Return all lines below containing the word "that".

---

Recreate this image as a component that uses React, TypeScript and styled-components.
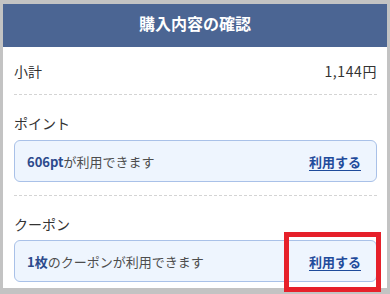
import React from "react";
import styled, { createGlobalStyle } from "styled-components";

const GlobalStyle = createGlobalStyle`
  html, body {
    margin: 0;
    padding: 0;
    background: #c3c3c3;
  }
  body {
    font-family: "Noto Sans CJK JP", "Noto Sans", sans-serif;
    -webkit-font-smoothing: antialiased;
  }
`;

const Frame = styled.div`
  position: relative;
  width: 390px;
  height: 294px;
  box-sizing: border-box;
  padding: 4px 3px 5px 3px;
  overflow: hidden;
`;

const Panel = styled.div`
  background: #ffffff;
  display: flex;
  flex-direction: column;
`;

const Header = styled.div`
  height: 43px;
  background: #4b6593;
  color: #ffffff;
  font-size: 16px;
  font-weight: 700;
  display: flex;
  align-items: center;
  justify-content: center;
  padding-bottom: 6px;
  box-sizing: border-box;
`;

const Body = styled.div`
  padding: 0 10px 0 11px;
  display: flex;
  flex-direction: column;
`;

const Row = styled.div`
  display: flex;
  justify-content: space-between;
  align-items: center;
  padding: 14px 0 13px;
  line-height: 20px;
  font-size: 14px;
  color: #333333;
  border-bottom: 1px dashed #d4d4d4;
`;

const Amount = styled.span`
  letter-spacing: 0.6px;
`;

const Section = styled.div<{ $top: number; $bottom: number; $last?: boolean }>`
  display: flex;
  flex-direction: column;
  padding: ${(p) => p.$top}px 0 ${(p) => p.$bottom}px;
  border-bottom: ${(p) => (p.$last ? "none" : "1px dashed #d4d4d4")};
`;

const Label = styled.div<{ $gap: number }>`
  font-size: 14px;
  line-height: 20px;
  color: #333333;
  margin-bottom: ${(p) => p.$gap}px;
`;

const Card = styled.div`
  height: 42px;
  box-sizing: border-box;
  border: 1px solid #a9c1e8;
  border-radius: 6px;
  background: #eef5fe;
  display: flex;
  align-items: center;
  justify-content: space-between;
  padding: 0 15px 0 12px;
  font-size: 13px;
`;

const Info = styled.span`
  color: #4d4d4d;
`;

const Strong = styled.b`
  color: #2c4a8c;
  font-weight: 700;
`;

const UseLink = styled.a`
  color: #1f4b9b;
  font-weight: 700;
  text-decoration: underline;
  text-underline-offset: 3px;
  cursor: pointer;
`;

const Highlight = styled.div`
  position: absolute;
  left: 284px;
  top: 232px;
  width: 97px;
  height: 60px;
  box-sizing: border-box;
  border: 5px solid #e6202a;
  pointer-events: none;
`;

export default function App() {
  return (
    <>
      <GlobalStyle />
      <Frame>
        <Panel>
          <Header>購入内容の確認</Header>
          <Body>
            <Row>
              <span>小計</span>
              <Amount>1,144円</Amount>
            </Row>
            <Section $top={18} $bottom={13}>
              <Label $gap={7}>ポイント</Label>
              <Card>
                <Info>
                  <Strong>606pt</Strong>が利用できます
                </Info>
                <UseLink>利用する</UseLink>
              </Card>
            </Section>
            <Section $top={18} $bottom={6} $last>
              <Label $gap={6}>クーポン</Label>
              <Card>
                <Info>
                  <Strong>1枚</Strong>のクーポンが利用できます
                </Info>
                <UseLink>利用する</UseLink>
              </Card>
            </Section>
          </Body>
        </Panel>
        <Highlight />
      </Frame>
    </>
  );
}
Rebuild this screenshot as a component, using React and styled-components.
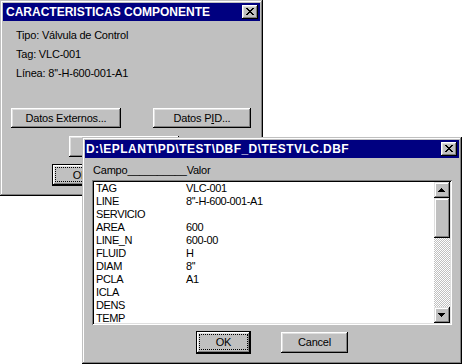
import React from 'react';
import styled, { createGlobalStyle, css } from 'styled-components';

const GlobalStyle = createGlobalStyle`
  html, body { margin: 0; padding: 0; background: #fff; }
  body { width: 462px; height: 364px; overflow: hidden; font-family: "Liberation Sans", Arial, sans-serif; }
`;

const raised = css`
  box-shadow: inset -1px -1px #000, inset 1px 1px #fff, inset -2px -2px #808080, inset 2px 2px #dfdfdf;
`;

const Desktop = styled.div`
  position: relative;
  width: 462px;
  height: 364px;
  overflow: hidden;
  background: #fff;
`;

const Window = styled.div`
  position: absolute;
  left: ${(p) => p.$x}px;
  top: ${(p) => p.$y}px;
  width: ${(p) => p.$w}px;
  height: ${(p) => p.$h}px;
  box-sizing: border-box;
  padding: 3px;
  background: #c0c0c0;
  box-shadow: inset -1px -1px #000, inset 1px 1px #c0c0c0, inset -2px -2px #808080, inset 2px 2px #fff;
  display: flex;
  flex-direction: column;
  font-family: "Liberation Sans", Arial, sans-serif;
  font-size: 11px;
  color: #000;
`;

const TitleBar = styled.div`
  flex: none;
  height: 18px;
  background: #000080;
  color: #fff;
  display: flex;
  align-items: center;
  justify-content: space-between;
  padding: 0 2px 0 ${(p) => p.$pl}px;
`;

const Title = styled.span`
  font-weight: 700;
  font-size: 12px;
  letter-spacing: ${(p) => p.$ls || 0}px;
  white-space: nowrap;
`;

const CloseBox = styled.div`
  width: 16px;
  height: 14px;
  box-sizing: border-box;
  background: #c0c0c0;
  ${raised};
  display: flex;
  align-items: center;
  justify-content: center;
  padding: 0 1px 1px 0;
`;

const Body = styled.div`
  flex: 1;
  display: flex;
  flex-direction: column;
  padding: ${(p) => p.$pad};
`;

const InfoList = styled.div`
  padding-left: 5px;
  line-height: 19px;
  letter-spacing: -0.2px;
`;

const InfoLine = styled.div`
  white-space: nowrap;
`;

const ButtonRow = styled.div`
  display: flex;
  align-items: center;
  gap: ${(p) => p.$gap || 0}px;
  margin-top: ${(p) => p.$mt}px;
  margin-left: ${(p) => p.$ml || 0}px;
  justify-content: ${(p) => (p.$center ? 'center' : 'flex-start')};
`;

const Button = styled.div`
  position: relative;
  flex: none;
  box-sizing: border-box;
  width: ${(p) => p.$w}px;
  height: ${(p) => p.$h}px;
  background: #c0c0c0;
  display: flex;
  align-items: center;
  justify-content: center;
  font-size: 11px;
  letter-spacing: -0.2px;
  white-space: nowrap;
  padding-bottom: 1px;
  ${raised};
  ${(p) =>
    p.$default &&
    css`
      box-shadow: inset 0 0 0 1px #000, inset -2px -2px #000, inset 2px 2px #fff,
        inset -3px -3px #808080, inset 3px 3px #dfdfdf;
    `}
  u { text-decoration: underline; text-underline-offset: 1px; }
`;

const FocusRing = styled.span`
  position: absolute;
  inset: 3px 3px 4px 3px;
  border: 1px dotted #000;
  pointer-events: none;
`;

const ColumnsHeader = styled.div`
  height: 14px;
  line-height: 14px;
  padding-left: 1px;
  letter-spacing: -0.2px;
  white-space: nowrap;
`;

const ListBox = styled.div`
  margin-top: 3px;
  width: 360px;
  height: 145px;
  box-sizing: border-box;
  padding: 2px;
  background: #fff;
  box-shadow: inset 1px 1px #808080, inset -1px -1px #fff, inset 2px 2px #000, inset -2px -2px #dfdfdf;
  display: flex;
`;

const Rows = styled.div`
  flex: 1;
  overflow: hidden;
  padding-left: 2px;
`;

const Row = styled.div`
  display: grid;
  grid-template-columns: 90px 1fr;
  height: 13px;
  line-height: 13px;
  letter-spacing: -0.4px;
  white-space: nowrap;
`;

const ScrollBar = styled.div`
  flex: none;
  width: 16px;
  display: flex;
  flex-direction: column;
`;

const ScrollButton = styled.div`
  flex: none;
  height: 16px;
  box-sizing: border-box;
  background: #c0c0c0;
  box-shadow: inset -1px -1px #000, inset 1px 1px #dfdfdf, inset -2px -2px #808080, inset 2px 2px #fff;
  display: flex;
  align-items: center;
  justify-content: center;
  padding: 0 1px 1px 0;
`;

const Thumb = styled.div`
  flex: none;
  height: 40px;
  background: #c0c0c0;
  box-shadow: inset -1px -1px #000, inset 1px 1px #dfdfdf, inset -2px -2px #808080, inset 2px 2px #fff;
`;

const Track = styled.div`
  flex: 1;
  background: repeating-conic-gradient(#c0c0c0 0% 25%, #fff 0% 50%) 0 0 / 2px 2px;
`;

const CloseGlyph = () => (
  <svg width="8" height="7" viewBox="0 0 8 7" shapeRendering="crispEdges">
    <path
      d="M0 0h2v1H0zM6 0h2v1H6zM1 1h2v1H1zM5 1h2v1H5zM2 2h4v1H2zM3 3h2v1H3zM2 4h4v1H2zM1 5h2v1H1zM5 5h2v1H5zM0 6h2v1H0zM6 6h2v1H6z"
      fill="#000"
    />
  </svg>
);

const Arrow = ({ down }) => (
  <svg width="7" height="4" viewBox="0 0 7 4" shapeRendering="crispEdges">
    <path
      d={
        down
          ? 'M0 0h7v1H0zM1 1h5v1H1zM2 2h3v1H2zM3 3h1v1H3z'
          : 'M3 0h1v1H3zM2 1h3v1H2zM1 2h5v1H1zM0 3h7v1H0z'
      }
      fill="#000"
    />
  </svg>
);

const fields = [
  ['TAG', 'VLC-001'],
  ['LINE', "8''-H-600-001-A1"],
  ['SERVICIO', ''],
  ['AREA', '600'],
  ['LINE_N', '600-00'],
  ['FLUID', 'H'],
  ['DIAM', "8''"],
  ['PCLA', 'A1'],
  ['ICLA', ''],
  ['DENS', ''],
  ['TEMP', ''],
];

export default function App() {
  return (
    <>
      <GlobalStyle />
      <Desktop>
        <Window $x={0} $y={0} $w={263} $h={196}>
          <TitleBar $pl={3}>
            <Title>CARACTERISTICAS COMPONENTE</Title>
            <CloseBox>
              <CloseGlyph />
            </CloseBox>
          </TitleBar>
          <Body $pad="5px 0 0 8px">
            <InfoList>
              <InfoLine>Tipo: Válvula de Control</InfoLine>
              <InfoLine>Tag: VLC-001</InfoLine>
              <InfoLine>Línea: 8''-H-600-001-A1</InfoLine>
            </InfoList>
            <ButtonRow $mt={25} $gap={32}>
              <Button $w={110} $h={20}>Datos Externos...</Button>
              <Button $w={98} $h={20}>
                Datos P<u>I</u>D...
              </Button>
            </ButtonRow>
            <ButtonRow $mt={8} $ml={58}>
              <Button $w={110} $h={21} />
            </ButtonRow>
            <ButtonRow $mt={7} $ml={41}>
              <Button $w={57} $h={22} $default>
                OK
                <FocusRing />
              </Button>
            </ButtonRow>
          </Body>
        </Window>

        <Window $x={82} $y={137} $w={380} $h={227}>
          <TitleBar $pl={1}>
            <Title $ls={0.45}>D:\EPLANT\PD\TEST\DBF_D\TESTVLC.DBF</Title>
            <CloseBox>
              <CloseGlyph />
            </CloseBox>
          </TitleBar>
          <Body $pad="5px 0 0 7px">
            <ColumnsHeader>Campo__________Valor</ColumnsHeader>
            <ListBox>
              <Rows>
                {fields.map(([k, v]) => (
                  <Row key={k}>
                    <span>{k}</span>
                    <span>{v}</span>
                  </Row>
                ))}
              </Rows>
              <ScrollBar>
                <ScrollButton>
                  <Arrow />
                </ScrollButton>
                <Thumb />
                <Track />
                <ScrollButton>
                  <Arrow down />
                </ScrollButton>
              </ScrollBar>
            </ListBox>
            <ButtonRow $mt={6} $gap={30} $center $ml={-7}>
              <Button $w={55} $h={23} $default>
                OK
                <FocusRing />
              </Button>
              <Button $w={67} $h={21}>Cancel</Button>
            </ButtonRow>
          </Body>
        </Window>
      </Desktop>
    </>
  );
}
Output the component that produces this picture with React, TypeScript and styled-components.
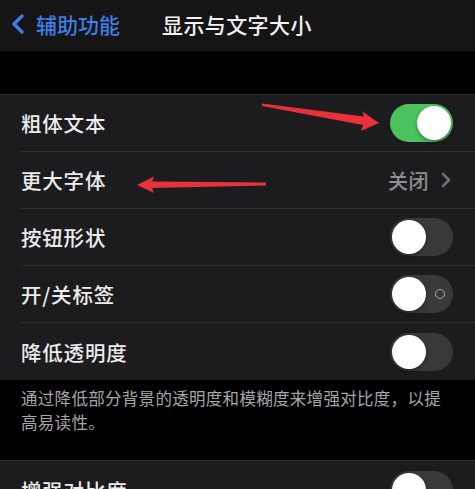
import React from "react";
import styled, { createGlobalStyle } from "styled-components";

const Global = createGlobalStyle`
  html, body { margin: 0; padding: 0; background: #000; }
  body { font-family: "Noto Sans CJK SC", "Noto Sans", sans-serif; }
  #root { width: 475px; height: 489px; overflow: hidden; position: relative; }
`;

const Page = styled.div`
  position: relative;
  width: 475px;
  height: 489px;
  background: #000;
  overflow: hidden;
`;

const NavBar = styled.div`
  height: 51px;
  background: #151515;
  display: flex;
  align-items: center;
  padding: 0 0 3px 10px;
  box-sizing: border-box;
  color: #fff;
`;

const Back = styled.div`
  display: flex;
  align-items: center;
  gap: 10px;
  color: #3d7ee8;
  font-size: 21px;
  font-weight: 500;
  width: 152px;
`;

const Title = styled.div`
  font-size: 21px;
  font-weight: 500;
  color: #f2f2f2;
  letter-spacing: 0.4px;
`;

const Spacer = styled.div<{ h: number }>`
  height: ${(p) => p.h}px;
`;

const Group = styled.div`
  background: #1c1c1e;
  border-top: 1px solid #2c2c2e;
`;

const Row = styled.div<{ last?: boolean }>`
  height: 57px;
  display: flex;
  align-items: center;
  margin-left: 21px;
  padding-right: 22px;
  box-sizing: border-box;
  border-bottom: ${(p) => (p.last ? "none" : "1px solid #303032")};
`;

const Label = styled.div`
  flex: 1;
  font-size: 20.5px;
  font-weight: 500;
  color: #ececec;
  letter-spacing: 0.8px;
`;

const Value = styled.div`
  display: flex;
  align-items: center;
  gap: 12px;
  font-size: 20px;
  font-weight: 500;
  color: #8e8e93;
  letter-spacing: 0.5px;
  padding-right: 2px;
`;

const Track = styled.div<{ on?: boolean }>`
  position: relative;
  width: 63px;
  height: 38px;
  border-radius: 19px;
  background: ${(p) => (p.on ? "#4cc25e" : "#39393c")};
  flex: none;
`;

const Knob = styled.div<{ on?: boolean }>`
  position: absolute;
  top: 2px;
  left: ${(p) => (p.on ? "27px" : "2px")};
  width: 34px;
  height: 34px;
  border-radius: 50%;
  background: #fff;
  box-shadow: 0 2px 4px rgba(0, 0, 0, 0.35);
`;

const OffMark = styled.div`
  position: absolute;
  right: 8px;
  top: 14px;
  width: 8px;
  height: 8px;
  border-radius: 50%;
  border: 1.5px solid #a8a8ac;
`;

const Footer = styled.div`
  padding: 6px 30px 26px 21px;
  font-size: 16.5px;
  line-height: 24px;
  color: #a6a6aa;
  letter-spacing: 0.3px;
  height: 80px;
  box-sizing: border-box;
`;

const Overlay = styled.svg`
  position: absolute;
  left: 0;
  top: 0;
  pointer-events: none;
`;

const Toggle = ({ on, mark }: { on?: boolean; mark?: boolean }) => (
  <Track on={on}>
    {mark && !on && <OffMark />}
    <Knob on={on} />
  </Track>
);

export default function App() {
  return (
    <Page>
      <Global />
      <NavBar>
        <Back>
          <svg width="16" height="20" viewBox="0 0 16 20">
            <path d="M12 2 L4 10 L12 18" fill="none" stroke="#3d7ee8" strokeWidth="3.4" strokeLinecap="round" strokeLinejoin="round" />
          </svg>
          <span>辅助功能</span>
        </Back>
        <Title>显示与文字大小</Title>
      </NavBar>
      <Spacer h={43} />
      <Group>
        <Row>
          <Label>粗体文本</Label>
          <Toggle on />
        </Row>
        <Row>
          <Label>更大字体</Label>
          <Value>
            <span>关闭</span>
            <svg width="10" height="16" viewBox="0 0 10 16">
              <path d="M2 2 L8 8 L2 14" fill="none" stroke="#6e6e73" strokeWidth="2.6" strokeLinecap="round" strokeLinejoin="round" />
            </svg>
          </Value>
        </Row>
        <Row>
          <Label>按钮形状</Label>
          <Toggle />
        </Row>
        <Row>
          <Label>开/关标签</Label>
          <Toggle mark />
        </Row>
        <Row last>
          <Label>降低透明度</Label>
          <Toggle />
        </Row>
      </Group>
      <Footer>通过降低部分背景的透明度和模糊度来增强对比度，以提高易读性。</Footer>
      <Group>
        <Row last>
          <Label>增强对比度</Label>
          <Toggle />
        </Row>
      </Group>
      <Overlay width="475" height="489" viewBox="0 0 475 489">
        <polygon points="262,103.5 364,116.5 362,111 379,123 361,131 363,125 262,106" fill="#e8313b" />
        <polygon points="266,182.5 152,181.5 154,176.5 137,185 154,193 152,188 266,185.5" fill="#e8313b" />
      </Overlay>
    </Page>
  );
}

---

• Output for this task:
Recreate this image as a component that uses React, TypeScript and styled-components.
Output the component that produces this picture with React, TypeScript and styled-components.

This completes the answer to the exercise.